(Entries taken from a collection)

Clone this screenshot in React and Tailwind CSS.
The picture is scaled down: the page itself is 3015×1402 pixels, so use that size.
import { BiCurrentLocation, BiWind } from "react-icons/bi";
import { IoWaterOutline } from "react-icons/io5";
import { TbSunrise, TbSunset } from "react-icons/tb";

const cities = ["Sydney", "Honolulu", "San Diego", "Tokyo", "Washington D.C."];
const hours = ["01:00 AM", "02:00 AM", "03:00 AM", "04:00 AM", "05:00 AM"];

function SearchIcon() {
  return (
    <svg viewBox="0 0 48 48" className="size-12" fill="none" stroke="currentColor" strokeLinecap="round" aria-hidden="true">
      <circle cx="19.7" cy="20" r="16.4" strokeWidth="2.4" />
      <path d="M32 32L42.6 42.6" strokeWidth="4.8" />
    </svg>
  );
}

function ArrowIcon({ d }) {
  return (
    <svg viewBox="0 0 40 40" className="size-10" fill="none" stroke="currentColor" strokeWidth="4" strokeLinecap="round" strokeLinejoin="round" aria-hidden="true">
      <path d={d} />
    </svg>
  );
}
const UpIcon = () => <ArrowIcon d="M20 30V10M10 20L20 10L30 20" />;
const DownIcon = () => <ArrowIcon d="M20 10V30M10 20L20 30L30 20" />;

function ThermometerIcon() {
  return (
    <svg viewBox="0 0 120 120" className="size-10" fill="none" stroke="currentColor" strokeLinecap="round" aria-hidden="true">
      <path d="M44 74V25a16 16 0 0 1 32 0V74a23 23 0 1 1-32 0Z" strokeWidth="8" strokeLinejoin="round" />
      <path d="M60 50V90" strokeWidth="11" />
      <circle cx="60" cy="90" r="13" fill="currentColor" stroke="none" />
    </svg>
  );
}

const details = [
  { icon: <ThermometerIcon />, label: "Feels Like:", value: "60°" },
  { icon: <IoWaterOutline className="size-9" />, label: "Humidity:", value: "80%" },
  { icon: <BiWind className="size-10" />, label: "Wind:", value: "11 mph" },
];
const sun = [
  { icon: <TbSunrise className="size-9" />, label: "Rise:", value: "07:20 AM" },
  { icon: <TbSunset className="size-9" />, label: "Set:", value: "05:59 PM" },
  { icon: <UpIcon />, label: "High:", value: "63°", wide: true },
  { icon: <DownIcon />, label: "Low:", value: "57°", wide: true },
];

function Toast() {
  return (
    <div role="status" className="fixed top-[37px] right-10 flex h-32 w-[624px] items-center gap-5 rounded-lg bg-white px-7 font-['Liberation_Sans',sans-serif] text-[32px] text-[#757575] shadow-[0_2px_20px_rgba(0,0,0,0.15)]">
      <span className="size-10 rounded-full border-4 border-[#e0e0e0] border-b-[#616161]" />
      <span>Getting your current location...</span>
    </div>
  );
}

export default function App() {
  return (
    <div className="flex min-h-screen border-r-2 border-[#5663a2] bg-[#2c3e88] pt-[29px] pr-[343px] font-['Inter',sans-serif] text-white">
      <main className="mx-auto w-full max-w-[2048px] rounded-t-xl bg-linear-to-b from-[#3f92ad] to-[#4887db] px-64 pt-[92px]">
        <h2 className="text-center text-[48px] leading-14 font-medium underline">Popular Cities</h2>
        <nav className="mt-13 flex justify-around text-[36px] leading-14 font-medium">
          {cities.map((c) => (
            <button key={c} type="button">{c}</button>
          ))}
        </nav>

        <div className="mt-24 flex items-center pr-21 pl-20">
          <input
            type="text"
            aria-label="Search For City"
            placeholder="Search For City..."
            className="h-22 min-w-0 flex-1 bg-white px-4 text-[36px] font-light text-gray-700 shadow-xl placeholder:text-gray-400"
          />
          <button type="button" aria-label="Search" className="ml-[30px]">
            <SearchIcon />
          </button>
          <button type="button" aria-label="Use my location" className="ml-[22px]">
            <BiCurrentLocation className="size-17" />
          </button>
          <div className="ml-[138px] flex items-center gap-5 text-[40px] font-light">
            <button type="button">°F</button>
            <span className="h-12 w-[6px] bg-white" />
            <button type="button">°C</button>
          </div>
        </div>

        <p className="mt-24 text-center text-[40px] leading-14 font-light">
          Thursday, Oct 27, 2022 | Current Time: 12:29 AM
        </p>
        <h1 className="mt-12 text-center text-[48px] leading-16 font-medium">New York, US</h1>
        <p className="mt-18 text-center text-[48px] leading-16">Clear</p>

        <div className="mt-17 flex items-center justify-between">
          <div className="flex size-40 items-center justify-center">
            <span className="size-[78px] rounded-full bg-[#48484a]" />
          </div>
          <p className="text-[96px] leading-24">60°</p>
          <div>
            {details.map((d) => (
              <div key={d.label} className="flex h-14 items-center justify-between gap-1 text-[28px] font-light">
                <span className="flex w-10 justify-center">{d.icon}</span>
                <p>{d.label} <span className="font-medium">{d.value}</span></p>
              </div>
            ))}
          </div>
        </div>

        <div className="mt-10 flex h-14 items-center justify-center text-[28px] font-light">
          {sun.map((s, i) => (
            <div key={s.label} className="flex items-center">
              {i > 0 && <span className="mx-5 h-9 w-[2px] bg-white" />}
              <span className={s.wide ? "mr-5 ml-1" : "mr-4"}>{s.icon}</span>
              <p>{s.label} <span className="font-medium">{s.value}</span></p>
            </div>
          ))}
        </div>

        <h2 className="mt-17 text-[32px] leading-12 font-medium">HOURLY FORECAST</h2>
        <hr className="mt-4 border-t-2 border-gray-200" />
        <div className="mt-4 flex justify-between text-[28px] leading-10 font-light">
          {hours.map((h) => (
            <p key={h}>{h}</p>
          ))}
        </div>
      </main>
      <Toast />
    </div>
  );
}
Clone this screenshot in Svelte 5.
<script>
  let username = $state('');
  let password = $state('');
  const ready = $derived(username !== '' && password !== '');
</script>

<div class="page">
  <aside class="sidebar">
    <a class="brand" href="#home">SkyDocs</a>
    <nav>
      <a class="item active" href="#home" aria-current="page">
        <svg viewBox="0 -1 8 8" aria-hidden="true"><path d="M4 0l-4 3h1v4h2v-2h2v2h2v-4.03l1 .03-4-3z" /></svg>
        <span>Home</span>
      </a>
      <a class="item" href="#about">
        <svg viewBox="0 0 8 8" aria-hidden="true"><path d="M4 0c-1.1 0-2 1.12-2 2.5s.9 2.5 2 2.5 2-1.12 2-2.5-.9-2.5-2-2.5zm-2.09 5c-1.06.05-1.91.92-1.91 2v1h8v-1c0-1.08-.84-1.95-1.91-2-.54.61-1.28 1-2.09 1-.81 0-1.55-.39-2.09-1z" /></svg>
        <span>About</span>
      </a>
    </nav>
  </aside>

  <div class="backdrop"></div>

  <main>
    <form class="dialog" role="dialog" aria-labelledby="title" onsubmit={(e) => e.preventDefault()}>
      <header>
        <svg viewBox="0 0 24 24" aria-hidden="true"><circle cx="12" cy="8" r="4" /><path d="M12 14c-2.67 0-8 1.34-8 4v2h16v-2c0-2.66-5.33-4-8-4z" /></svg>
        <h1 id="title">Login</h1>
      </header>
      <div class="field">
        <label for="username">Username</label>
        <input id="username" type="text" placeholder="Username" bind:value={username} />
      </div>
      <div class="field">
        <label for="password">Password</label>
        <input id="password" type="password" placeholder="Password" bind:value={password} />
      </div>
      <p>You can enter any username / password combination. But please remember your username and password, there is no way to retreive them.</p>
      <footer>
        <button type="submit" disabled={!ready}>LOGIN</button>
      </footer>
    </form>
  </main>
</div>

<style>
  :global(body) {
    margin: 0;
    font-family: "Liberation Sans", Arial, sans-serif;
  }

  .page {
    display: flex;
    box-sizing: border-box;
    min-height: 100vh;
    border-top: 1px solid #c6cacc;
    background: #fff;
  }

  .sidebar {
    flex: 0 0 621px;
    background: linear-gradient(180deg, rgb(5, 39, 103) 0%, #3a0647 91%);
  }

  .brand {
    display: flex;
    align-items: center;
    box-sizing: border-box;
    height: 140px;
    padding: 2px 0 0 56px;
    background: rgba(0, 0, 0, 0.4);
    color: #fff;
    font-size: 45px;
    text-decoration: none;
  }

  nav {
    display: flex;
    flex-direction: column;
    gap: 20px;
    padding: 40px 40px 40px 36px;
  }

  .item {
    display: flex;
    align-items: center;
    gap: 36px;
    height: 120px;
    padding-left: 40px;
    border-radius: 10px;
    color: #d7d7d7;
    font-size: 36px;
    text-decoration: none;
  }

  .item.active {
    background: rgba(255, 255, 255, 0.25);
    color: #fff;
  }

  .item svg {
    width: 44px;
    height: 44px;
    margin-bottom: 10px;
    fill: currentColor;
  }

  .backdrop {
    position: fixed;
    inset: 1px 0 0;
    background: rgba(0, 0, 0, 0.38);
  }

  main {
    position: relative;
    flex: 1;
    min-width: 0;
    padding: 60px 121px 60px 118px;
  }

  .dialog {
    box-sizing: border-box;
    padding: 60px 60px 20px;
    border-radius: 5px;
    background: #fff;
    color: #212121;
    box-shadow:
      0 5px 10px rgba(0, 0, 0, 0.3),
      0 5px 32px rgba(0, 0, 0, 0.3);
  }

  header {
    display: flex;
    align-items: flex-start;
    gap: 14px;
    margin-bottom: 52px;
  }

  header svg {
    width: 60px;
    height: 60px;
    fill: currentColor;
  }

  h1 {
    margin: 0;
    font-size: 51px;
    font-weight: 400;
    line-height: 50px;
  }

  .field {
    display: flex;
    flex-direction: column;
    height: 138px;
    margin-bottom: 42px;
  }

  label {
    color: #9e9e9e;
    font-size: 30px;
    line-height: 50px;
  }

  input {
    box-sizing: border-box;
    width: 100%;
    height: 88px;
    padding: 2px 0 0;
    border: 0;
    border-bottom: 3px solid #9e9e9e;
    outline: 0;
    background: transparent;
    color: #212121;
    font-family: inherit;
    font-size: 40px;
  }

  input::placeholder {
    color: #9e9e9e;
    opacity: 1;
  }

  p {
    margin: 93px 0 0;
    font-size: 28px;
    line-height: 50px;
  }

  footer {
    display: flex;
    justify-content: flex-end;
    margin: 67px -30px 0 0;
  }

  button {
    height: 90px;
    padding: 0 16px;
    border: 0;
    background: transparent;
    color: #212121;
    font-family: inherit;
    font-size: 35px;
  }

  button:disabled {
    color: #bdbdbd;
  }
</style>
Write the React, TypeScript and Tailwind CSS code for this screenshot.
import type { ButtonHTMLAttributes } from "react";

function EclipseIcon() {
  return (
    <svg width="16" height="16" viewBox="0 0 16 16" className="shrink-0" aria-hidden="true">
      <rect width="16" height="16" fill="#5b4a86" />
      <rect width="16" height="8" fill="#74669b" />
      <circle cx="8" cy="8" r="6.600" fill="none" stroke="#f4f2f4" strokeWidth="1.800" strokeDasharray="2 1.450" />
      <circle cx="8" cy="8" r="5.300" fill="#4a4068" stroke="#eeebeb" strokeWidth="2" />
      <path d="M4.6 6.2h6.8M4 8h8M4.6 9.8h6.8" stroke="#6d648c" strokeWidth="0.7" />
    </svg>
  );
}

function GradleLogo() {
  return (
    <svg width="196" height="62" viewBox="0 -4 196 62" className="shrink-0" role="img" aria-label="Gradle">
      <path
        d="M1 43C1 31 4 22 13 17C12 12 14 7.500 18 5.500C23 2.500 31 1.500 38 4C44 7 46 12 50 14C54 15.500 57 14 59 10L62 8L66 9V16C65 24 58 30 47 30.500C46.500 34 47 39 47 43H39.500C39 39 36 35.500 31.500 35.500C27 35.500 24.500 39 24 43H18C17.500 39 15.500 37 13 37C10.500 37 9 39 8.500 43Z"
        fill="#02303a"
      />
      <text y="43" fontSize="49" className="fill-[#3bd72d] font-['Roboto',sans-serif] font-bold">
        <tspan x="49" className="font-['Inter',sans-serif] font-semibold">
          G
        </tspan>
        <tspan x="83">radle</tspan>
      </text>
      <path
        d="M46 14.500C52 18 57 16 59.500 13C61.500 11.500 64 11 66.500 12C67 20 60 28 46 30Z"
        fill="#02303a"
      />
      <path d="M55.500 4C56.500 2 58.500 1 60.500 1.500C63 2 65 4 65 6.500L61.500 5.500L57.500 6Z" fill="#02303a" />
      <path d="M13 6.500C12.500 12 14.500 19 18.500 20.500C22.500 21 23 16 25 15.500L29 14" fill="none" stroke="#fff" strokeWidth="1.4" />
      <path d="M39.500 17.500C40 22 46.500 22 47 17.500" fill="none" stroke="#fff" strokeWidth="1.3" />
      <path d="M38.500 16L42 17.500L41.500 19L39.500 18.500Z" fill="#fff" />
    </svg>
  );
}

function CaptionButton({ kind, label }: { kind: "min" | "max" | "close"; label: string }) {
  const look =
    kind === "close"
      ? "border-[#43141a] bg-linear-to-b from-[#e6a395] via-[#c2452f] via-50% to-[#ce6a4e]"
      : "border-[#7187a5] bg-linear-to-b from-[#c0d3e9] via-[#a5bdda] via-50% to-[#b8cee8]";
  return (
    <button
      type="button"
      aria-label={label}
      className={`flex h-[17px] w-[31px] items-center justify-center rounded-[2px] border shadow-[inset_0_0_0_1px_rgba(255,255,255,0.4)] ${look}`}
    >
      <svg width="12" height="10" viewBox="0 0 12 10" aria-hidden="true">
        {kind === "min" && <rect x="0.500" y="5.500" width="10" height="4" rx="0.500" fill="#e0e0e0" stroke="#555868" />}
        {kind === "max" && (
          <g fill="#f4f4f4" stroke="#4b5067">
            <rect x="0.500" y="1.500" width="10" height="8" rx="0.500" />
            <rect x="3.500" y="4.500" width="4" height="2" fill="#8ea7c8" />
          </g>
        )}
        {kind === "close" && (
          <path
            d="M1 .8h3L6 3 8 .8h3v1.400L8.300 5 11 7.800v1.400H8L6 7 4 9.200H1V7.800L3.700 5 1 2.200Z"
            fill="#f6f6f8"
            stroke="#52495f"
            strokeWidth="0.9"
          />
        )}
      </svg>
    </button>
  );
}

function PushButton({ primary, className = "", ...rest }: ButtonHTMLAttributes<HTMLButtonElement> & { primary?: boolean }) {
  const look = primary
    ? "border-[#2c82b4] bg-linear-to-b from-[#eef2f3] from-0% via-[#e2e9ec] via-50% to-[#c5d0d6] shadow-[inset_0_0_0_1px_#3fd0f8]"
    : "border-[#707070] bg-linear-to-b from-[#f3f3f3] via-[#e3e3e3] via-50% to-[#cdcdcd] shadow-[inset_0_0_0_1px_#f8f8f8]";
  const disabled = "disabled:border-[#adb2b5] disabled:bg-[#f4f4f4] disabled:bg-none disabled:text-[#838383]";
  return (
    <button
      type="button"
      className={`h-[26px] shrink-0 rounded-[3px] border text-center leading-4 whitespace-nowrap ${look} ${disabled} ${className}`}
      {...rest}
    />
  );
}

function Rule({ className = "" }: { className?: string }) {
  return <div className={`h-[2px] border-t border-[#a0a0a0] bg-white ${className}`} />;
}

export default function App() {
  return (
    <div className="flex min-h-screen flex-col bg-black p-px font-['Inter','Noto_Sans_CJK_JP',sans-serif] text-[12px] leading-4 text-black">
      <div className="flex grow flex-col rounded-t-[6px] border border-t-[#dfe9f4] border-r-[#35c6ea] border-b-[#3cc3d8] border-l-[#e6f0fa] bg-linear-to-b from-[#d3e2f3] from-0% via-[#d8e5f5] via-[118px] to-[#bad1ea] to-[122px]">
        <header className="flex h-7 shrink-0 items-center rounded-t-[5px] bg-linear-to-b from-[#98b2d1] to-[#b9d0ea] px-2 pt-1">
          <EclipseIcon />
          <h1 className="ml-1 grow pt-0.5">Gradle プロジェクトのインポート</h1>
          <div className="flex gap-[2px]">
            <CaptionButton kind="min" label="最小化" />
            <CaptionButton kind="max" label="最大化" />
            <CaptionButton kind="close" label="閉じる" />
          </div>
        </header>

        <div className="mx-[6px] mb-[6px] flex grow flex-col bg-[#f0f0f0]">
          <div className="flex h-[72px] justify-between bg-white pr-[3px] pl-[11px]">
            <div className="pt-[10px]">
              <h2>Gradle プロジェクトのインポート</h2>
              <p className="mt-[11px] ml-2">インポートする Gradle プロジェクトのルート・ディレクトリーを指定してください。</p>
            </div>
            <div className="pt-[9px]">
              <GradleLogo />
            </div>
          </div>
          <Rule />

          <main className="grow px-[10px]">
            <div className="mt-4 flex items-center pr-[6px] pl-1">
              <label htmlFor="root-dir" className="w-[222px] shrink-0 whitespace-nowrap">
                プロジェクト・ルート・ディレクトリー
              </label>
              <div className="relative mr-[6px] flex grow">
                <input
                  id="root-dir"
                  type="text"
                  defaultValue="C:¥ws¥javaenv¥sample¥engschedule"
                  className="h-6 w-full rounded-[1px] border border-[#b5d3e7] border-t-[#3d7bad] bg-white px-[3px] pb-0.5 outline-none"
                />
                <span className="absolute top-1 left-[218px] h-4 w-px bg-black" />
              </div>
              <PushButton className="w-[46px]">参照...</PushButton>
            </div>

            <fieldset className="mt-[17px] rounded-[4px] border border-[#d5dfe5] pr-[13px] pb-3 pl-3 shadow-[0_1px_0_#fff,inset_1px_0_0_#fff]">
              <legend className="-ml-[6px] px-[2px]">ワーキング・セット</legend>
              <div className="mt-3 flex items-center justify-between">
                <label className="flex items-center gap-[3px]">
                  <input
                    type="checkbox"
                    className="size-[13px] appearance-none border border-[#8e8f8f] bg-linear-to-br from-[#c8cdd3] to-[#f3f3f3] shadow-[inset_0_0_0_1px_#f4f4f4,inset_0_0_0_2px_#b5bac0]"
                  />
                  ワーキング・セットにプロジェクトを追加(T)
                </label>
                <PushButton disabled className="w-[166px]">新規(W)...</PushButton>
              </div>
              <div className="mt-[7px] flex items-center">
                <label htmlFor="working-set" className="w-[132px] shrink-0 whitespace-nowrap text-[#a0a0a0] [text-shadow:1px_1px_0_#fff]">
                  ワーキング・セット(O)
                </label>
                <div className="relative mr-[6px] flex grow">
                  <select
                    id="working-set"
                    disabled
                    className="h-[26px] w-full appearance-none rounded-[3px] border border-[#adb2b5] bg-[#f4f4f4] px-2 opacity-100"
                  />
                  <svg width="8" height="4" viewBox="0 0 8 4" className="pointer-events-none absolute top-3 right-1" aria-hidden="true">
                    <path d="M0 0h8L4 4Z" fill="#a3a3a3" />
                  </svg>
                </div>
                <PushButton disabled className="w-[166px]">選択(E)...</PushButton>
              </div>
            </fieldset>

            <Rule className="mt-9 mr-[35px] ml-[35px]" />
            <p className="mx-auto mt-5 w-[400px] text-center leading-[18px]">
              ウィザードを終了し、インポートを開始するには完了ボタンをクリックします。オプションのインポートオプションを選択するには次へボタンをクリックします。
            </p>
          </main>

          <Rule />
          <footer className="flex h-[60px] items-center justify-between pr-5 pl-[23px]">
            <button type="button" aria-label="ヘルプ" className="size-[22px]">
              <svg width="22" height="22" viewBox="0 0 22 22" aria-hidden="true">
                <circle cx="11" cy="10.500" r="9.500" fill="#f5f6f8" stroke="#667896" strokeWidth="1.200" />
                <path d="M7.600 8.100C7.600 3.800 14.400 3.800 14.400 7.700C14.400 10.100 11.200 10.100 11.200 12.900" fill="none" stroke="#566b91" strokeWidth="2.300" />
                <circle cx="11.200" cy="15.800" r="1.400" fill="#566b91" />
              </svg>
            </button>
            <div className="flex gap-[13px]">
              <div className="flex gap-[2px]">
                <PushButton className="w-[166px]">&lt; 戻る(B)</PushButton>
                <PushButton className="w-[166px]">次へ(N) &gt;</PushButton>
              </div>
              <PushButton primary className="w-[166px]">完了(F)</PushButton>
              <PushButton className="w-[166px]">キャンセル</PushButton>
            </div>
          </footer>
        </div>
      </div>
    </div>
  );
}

▶ [Your task]: Copy verbatim the line that contains "The picture is", the line that contains "const DownIcon = ()", and all lines between them.

▶ [Solution to this problem]:
The picture is scaled down: the page itself is 3015×1402 pixels, so use that size.
import { BiCurrentLocation, BiWind } from "react-icons/bi";
import { IoWaterOutline } from "react-icons/io5";
import { TbSunrise, TbSunset } from "react-icons/tb";

const cities = ["Sydney", "Honolulu", "San Diego", "Tokyo", "Washington D.C."];
const hours = ["01:00 AM", "02:00 AM", "03:00 AM", "04:00 AM", "05:00 AM"];

function SearchIcon() {
  return (
    <svg viewBox="0 0 48 48" className="size-12" fill="none" stroke="currentColor" strokeLinecap="round" aria-hidden="true">
      <circle cx="19.7" cy="20" r="16.4" strokeWidth="2.4" />
      <path d="M32 32L42.6 42.6" strokeWidth="4.8" />
    </svg>
  );
}

function ArrowIcon({ d }) {
  return (
    <svg viewBox="0 0 40 40" className="size-10" fill="none" stroke="currentColor" strokeWidth="4" strokeLinecap="round" strokeLinejoin="round" aria-hidden="true">
      <path d={d} />
    </svg>
  );
}
const UpIcon = () => <ArrowIcon d="M20 30V10M10 20L20 10L30 20" />;
const DownIcon = () => <ArrowIcon d="M20 10V30M10 20L20 30L30 20" />;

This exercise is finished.